Modular platforms are also a good choice, especially when vendors want to be well prepared for changing technological requirements. They enable them to start with a set of must-have functionality as the basis, avoiding the cost of buying functionality that they do not need. Companies that lack in-house capabilities or budgets for developing own applications can achieve required capacities by adding more modules as needed. This allows them to have a plan B in place even when they are not 100% certain what next big thing in e-commerce they might have to go after in a year from now.

Apart from the technological aspect, modular platforms are also a smart choice for companies that consider testing international markets. Different languages, character sets and currencies are just the tip of the iceberg. Tax systems, payment methods and payment providers, shipping costs, warranties and legal requirements also vary widely. Professional platforms enable vendors to centrally operate and manage multiple websites for individual regions while also maintaining all product data on the central system.

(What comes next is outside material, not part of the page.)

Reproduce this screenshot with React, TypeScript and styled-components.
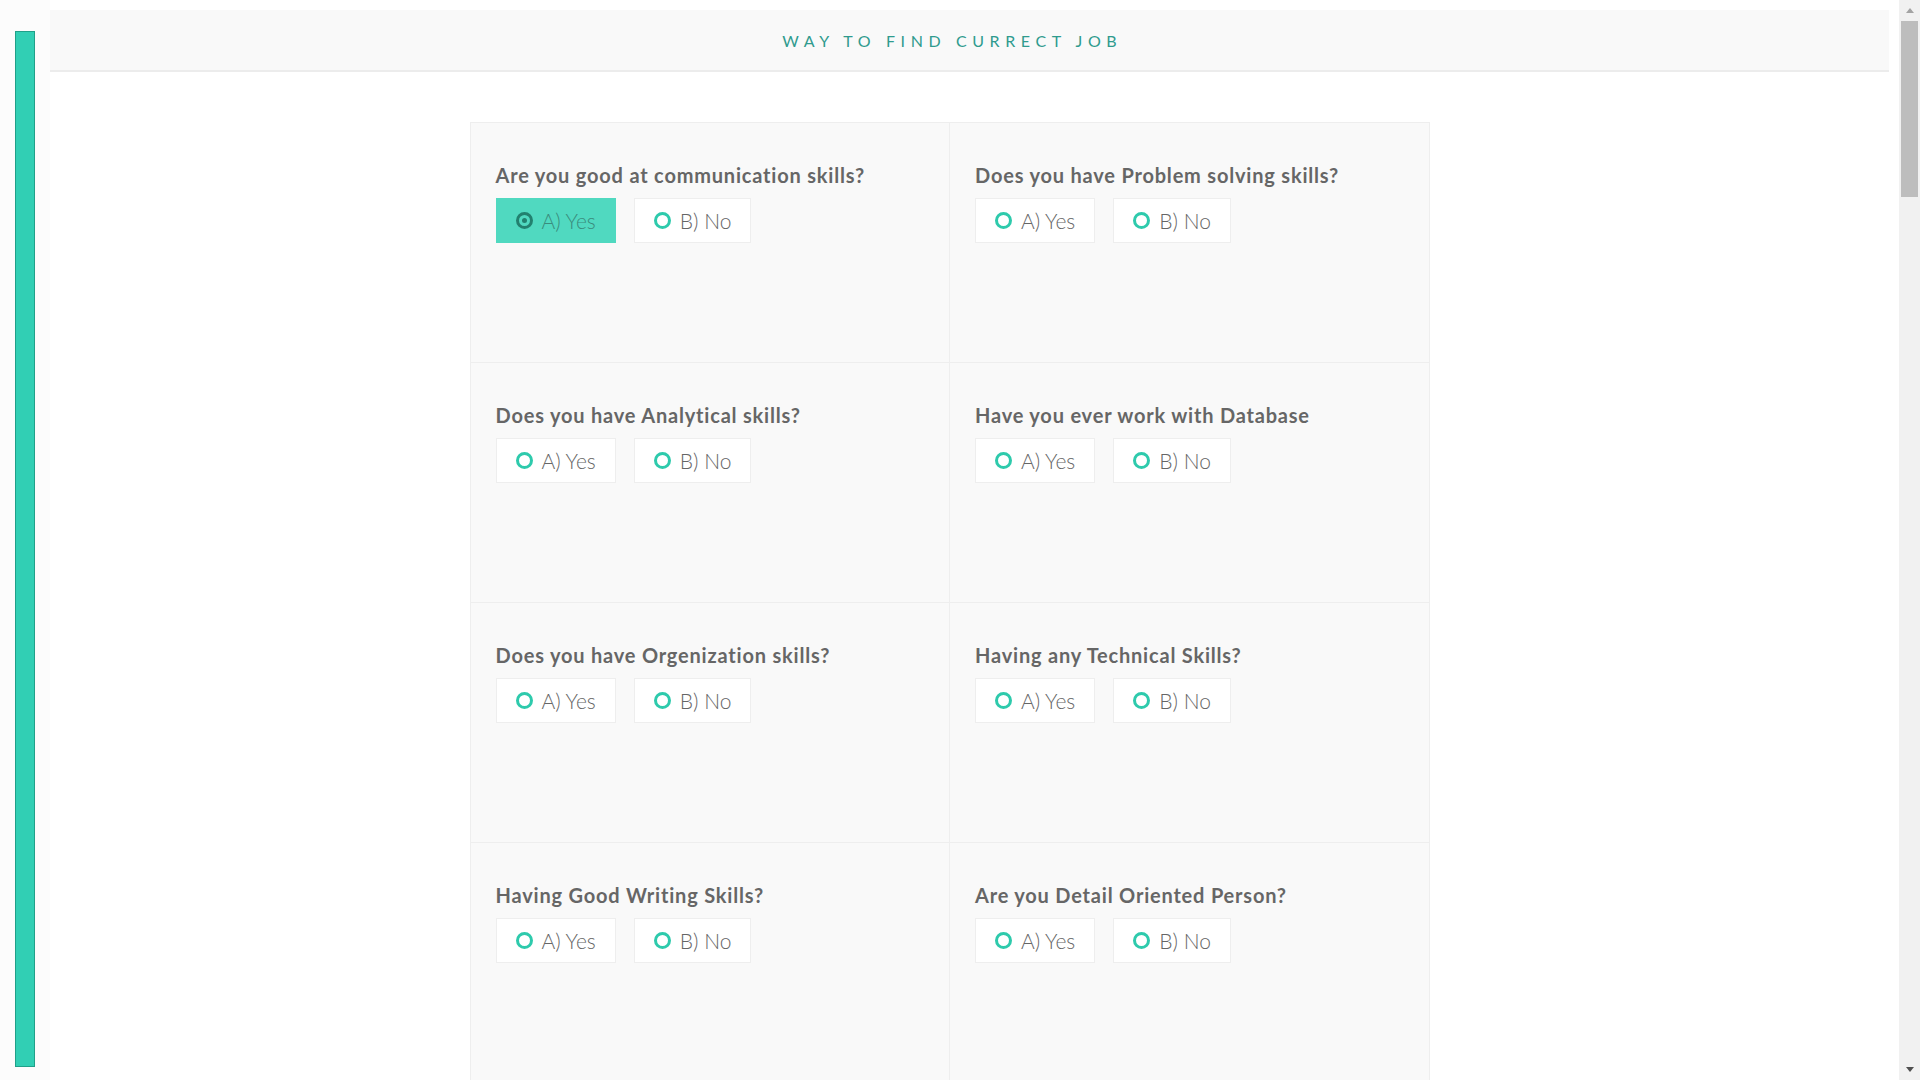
import React from "react";
import styled, { createGlobalStyle } from "styled-components";

const GlobalStyle = createGlobalStyle`
  html, body {
    margin: 0;
    padding: 0;
    background: #ffffff;
    font-family: Lato, "Open Sans", "Noto Sans", sans-serif;
  }
  ::-webkit-scrollbar {
    width: 0;
    height: 0;
  }
`;

const Page = styled.div`
  padding: 10px 31px 40px 10px;
  box-sizing: border-box;
`;

const SideRail = styled.aside`
  position: fixed;
  left: 0;
  top: 0;
  width: 50px;
  height: 100vh;
  box-sizing: border-box;
  padding: 31px 15px 13px;
  background: #fcfcfc;
  display: flex;
  flex-direction: column;
  z-index: 5;
`;

const ProgressBar = styled.div`
  flex: 1;
  background: #31cfb4;
  border: 1px solid #20a089;
`;

const ScrollTrack = styled.div`
  position: fixed;
  right: 0;
  top: 0;
  width: 21px;
  height: 100vh;
  background: #f1f1f1;
  display: flex;
  flex-direction: column;
  z-index: 6;
`;

const ScrollArrow = styled.div<{ $dir: "up" | "down" }>`
  height: 21px;
  flex-shrink: 0;
  display: flex;
  align-items: center;
  justify-content: center;
  &::before {
    content: "";
    width: 0;
    height: 0;
    border-left: 4.5px solid transparent;
    border-right: 4.5px solid transparent;
    ${(p) =>
      p.$dir === "up"
        ? "border-bottom: 5px solid #a3a3a3;"
        : "border-top: 5px solid #505050;"}
  }
`;

const ScrollLane = styled.div`
  flex: 1;
  padding: 0 2px;
`;

const ScrollThumb = styled.div`
  height: 176px;
  background: #bdbdbd;
`;

const Header = styled.header`
  height: 60px;
  background: #f9f9f9;
  border-bottom: 2px solid #ececec;
  display: flex;
  align-items: center;
  justify-content: center;
`;

const Title = styled.h1`
  margin: 0;
  font-family: Lato, "Open Sans", sans-serif;
  font-weight: 400;
  font-size: 16px;
  letter-spacing: 5.6px;
  padding-left: 5.6px;
  color: #2f9b8e;
  text-transform: uppercase;
`;

const Grid = styled.main`
  width: 960px;
  margin: 50px auto 0;
  display: grid;
  grid-template-columns: 1fr 1fr;
  grid-auto-rows: 240px;
  border-top: 1px solid #eeeeee;
  border-left: 1px solid #eeeeee;
  box-sizing: border-box;
`;

const Cell = styled.section`
  background: #f9f9f9;
  border-right: 1px solid #eeeeee;
  border-bottom: 1px solid #eeeeee;
  padding: 37px 25px 0;
  display: flex;
  flex-direction: column;
  align-items: flex-start;
  gap: 7px;
`;

const Question = styled.h2`
  margin: 0;
  font-family: Lato, "Open Sans", sans-serif;
  font-weight: 700;
  font-size: 20px;
  letter-spacing: 0.8px;
  line-height: 31px;
  color: #666666;
`;

const Options = styled.div`
  display: flex;
  gap: 18px;
`;

const Option = styled.label<{ $selected?: boolean }>`
  display: flex;
  align-items: center;
  gap: 9px;
  height: 45px;
  box-sizing: border-box;
  padding: 0 19px 0 19px;
  background: ${(p) => (p.$selected ? "#50d9c0" : "#ffffff")};
  border: 1px solid ${(p) => (p.$selected ? "#50d9c0" : "#eeeeee")};
  font-family: Lato, "Open Sans", sans-serif;
  font-weight: 300;
  font-size: 21px;
  color: ${(p) => (p.$selected ? "#3a8c7d" : "#666666")};
  cursor: pointer;
`;

const Radio = styled.span<{ $selected?: boolean }>`
  position: relative;
  width: 17px;
  height: 17px;
  box-sizing: border-box;
  border-radius: 50%;
  border: 3px solid ${(p) => (p.$selected ? "#22816f" : "#2ecaac")};
  flex-shrink: 0;
  &::after {
    content: "";
    display: ${(p) => (p.$selected ? "block" : "none")};
    position: absolute;
    left: 50%;
    top: 50%;
    width: 5px;
    height: 5px;
    margin: -2.5px 0 0 -2.5px;
    border-radius: 50%;
    background: #22816f;
  }
`;

const questions = [
  "Are you good at communication skills?",
  "Does you have Problem solving skills?",
  "Does you have Analytical skills?",
  "Have you ever work with Database",
  "Does you have Orgenization skills?",
  "Having any Technical Skills?",
  "Having Good Writing Skills?",
  "Are you Detail Oriented Person?",
];

export default function App() {
  return (
    <>
      <GlobalStyle />
      <SideRail>
        <ProgressBar />
      </SideRail>
      <ScrollTrack>
        <ScrollArrow $dir="up" />
        <ScrollLane>
          <ScrollThumb />
        </ScrollLane>
        <ScrollArrow $dir="down" />
      </ScrollTrack>
      <Page>
        <Header>
          <Title>Way to find currect job</Title>
        </Header>
        <Grid>
          {questions.map((q, i) => (
            <Cell key={q}>
              <Question>{q}</Question>
              <Options>
                <Option $selected={i === 0}>
                  <Radio $selected={i === 0} />
                  A) Yes
                </Option>
                <Option>
                  <Radio />
                  B) No
                </Option>
              </Options>
            </Cell>
          ))}
        </Grid>
      </Page>
    </>
  );
}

Conclusion: Maximum flexibility is the best way to avoid the re-platforming cost spiral. Platforms that are built on a ‘family concept’ with various licensing options based on a common platform core enable seamless growth. Choosing a modular e-commerce solution that is designed for the future makes it simpler to easily and cost-effectively add new capabilities on demand further down the track, without requiring a transfer of the entire e-commerce data sets to yet another platform. In the long run, this saving easily makes up for initially higher upfront costs.